* **YOUR INSTRUCTIONS**:
Collect each line containing "components".

━━━━

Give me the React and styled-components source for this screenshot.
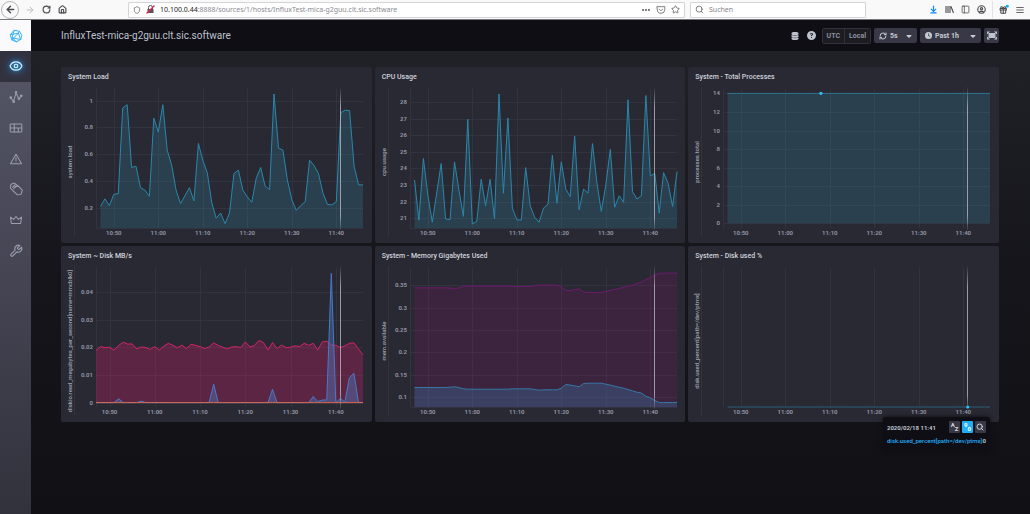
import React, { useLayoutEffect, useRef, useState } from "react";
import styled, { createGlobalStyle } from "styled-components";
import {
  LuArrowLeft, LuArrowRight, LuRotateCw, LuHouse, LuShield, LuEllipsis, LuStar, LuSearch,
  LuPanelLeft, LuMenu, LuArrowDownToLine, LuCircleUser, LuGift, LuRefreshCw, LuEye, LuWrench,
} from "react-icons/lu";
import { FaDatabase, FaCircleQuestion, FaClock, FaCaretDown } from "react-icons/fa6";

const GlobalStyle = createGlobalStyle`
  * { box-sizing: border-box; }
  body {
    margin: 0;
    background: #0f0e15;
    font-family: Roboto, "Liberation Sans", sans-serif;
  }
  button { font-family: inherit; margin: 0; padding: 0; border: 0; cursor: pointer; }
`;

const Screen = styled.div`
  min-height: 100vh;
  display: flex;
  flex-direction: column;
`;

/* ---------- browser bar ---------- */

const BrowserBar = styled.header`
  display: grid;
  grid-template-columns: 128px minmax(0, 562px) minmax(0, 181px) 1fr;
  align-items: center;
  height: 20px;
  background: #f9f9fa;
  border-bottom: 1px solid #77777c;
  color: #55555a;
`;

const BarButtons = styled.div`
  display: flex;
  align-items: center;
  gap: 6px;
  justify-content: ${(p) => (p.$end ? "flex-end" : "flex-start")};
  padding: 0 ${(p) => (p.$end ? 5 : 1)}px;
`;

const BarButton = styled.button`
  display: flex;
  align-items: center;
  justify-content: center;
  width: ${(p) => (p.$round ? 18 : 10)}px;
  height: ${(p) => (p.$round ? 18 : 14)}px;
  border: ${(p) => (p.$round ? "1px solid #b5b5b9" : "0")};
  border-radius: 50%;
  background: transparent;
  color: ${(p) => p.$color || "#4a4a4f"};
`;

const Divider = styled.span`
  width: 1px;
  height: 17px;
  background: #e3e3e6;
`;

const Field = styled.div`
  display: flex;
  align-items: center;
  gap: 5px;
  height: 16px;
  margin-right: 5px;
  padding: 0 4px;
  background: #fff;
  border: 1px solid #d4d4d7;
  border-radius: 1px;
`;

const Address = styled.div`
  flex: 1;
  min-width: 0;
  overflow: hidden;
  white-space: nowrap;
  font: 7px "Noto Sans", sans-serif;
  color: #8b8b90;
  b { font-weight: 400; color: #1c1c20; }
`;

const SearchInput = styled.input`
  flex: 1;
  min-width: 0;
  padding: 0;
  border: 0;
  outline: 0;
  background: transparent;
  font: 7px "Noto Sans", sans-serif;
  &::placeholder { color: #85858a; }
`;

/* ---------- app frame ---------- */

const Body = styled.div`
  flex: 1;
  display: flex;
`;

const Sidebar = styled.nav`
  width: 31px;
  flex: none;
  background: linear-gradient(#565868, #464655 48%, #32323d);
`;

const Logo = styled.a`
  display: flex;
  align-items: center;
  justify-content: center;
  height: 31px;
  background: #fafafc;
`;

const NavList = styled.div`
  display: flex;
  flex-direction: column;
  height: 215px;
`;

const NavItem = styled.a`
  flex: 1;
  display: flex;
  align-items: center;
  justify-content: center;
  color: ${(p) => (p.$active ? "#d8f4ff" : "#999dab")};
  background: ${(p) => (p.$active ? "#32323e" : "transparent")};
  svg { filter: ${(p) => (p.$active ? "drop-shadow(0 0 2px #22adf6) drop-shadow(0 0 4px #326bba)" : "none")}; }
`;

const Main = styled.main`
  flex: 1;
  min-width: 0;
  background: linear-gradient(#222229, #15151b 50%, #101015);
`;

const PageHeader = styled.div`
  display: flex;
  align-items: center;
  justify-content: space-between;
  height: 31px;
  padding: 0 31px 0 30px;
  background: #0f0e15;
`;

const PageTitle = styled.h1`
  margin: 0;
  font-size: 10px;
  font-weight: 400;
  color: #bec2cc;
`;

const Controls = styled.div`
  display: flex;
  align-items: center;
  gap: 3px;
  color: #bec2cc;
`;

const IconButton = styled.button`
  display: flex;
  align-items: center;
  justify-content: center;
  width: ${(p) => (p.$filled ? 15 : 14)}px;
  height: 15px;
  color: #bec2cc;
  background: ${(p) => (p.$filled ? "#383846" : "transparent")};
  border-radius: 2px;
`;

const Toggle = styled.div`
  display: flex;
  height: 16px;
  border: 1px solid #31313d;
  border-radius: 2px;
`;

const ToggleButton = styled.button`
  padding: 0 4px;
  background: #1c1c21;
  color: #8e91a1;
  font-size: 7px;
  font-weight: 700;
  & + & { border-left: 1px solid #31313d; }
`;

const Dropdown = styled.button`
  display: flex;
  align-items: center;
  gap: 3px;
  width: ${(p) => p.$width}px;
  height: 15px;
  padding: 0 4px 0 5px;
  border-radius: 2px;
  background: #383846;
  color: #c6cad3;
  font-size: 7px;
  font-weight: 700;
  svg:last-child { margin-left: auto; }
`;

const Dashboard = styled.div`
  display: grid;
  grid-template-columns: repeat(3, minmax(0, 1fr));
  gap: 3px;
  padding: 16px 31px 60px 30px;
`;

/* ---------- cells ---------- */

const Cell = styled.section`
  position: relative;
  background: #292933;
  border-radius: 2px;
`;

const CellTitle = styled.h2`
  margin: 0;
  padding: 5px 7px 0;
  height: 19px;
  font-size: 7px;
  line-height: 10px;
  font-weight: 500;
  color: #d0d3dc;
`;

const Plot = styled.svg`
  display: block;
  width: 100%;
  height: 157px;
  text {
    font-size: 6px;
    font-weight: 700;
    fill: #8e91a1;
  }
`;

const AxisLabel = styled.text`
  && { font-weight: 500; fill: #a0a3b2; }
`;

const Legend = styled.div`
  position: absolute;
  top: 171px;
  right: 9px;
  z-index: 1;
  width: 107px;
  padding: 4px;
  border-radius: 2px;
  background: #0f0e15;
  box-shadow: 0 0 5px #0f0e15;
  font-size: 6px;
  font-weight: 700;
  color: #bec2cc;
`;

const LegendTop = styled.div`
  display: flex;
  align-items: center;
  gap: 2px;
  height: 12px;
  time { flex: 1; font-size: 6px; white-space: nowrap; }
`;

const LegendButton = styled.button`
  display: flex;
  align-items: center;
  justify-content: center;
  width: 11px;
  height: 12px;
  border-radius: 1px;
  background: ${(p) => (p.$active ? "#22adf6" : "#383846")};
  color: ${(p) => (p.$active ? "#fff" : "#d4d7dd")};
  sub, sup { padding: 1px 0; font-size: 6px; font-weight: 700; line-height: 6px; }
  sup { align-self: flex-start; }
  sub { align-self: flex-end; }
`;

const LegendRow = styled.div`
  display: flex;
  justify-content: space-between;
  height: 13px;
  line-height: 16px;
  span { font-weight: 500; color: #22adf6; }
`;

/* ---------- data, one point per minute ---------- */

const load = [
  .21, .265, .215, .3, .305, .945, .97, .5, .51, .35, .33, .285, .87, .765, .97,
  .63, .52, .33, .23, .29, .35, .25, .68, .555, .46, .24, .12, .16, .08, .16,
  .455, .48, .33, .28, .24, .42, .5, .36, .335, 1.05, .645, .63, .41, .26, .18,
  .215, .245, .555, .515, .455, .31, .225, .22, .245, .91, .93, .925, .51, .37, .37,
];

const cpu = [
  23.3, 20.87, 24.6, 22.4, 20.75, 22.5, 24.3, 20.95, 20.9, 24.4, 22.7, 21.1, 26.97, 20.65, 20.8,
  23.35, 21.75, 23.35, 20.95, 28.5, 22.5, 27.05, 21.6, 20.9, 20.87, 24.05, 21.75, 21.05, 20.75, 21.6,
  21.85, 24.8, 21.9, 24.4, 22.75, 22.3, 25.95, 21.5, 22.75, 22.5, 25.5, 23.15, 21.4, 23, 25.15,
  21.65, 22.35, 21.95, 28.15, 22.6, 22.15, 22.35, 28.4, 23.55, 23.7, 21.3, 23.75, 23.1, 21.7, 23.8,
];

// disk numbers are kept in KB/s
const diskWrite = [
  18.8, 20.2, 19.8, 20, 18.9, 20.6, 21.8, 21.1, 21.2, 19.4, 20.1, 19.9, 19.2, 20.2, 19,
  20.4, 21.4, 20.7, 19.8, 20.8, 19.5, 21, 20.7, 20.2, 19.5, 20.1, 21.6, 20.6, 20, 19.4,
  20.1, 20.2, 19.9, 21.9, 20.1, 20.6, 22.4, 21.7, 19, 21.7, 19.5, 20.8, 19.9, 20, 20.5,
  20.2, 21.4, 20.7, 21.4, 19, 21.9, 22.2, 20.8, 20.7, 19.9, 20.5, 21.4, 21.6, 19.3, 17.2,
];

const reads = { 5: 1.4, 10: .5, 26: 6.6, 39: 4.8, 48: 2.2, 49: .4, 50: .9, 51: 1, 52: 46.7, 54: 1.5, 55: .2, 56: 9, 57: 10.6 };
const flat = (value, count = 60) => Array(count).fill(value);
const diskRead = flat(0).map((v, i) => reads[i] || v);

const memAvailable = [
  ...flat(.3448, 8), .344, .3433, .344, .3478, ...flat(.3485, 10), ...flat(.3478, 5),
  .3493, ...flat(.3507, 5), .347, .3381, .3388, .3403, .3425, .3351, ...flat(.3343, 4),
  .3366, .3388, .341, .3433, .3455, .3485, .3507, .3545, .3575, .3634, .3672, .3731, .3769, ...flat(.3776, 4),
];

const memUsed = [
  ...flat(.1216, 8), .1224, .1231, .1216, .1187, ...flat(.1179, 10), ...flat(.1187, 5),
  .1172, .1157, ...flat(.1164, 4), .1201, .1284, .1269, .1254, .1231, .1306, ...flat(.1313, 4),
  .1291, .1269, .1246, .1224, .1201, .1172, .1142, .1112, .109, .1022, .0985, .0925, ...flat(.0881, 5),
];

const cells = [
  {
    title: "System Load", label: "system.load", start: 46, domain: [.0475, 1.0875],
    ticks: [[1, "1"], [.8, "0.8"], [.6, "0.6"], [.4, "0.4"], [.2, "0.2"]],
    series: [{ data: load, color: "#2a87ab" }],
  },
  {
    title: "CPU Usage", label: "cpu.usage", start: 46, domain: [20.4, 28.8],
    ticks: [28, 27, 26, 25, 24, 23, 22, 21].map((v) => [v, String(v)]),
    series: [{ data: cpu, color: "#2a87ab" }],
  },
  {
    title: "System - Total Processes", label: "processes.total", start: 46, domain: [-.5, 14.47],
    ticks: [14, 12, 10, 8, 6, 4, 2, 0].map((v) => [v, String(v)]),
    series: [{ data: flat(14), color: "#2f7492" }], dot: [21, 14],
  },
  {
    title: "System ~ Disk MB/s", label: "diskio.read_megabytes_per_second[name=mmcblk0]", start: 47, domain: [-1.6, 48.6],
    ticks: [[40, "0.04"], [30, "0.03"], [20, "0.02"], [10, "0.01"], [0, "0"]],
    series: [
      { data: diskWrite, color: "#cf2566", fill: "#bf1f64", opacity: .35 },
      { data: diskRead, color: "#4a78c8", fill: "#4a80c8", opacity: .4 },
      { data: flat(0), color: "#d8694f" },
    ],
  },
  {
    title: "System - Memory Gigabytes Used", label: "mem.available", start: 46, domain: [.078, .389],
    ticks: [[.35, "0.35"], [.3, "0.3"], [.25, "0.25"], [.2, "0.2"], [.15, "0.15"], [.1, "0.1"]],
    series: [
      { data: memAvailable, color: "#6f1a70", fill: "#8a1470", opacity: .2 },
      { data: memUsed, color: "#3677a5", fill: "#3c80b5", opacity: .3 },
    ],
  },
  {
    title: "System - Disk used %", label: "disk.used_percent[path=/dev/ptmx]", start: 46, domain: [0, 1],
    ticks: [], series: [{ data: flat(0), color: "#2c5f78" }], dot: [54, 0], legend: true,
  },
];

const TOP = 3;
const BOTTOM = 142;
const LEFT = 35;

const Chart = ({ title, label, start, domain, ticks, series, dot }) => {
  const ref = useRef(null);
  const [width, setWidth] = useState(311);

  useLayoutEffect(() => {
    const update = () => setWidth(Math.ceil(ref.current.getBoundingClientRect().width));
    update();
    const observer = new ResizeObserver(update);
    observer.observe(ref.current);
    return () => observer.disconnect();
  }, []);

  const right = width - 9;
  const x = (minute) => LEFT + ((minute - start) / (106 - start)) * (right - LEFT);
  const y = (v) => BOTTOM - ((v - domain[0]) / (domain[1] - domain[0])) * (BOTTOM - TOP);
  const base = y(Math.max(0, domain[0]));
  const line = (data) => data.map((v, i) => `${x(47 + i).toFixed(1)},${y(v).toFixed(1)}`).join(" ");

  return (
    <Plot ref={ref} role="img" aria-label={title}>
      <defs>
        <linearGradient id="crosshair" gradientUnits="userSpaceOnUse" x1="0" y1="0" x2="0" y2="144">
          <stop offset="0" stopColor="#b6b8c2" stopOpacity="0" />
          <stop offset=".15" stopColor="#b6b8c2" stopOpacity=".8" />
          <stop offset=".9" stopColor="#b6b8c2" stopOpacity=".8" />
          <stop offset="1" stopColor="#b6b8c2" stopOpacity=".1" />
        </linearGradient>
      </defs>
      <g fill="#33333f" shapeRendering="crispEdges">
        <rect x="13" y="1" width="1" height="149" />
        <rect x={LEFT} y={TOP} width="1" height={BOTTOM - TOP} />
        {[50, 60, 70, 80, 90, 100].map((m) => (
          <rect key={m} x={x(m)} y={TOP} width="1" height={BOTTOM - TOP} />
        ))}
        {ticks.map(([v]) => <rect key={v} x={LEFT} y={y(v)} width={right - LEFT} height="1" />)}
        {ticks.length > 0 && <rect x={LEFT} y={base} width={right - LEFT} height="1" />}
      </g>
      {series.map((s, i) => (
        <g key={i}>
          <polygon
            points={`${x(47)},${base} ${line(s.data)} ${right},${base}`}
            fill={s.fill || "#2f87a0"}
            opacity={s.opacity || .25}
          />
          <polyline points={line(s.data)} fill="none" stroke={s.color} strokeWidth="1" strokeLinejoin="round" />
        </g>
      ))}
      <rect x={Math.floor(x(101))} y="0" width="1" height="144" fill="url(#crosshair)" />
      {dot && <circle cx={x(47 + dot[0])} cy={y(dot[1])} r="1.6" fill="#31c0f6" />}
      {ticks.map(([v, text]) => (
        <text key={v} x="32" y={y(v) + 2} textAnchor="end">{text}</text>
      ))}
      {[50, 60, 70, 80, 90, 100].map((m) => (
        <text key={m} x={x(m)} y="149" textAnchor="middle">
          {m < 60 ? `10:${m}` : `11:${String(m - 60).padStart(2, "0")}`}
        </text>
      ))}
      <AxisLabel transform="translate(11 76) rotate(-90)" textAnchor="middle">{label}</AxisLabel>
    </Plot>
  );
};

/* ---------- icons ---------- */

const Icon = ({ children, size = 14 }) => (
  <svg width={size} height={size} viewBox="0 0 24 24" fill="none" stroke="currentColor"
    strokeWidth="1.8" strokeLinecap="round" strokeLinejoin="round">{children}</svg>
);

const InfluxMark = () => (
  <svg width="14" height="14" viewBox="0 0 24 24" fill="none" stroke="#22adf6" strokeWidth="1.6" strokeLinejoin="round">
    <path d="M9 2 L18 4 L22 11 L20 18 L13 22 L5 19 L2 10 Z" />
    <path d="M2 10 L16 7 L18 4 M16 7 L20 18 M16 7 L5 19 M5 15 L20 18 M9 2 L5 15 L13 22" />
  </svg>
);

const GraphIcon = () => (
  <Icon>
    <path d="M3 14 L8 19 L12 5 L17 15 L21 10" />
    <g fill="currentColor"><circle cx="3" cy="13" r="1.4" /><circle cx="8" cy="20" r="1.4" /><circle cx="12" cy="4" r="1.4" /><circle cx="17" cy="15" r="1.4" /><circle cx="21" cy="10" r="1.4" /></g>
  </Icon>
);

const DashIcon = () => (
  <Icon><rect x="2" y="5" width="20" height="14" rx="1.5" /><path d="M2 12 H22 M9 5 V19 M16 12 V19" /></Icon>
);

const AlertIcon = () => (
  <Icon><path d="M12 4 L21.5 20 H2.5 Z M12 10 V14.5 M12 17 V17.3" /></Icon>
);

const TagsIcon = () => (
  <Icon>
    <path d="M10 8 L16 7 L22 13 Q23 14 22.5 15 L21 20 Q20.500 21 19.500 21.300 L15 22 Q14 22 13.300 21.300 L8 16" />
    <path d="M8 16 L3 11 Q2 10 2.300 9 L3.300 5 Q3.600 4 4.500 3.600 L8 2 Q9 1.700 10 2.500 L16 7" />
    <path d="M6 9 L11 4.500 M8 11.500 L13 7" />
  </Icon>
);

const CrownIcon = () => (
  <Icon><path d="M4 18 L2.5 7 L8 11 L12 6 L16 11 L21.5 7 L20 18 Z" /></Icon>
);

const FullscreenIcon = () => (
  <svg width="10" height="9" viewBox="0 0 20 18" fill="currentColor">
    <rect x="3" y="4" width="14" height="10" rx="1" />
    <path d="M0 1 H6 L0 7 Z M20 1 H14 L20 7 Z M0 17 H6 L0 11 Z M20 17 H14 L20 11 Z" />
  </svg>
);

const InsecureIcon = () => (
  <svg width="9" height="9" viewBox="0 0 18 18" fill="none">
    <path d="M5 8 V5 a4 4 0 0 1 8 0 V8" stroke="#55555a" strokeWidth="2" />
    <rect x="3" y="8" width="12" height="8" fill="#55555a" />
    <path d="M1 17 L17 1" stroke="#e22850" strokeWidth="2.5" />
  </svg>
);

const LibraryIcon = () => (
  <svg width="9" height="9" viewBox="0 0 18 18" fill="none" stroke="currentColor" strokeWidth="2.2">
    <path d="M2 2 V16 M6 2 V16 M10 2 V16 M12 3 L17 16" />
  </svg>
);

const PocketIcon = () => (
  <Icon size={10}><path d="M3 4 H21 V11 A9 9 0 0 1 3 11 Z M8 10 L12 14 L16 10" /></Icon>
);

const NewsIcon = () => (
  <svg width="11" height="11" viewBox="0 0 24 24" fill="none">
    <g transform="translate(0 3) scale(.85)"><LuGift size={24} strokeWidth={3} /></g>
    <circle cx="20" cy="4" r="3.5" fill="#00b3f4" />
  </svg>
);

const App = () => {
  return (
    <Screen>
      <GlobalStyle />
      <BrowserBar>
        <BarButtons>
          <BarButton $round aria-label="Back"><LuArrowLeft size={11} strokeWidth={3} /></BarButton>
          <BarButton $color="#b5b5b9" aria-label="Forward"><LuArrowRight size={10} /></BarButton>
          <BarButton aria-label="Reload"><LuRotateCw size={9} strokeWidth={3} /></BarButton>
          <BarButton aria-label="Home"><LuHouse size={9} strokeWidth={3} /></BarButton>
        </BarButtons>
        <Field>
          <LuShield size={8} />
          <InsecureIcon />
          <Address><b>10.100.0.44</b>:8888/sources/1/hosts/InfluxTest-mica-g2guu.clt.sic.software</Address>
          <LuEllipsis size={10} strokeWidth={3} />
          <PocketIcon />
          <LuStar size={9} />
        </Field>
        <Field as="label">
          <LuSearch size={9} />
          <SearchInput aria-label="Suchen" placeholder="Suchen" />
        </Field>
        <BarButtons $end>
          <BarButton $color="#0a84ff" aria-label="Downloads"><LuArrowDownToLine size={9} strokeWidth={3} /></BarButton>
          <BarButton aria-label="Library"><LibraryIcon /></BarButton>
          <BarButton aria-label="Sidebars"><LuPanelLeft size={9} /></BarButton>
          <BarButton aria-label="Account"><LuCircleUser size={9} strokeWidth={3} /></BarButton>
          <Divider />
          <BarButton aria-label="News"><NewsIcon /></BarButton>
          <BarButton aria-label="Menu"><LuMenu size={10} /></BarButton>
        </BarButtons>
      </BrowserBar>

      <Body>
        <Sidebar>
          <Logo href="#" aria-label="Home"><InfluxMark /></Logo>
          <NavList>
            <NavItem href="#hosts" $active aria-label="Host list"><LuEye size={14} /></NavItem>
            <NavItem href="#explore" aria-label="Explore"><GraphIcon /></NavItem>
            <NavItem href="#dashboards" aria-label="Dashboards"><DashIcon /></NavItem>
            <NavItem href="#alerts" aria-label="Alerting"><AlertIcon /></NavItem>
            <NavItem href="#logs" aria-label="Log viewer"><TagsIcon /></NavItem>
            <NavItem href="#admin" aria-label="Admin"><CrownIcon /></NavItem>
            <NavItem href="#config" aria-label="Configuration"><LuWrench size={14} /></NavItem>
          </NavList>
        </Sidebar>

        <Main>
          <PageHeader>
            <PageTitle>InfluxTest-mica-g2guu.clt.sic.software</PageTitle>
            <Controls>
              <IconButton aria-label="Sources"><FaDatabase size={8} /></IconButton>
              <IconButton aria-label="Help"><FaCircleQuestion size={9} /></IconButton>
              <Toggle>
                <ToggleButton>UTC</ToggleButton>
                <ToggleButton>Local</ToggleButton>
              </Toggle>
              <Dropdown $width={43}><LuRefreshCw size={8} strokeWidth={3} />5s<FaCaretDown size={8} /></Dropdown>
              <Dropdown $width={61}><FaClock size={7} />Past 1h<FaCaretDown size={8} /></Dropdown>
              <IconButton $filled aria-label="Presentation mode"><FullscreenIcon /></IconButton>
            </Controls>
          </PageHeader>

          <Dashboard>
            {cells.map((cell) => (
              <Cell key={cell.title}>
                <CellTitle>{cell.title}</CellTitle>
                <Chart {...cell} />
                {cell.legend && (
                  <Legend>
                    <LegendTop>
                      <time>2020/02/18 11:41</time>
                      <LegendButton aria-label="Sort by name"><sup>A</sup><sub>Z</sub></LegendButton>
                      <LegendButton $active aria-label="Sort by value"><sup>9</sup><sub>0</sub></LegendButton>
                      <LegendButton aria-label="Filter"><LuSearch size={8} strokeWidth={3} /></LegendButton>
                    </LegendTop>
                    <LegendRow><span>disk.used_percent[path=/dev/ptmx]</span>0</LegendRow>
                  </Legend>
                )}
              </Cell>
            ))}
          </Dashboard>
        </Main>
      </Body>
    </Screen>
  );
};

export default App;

━━━━

* **ANSWER TO THE PROBLEM**:
Give me the React and styled-components source for this screenshot.
import styled, { createGlobalStyle } from "styled-components";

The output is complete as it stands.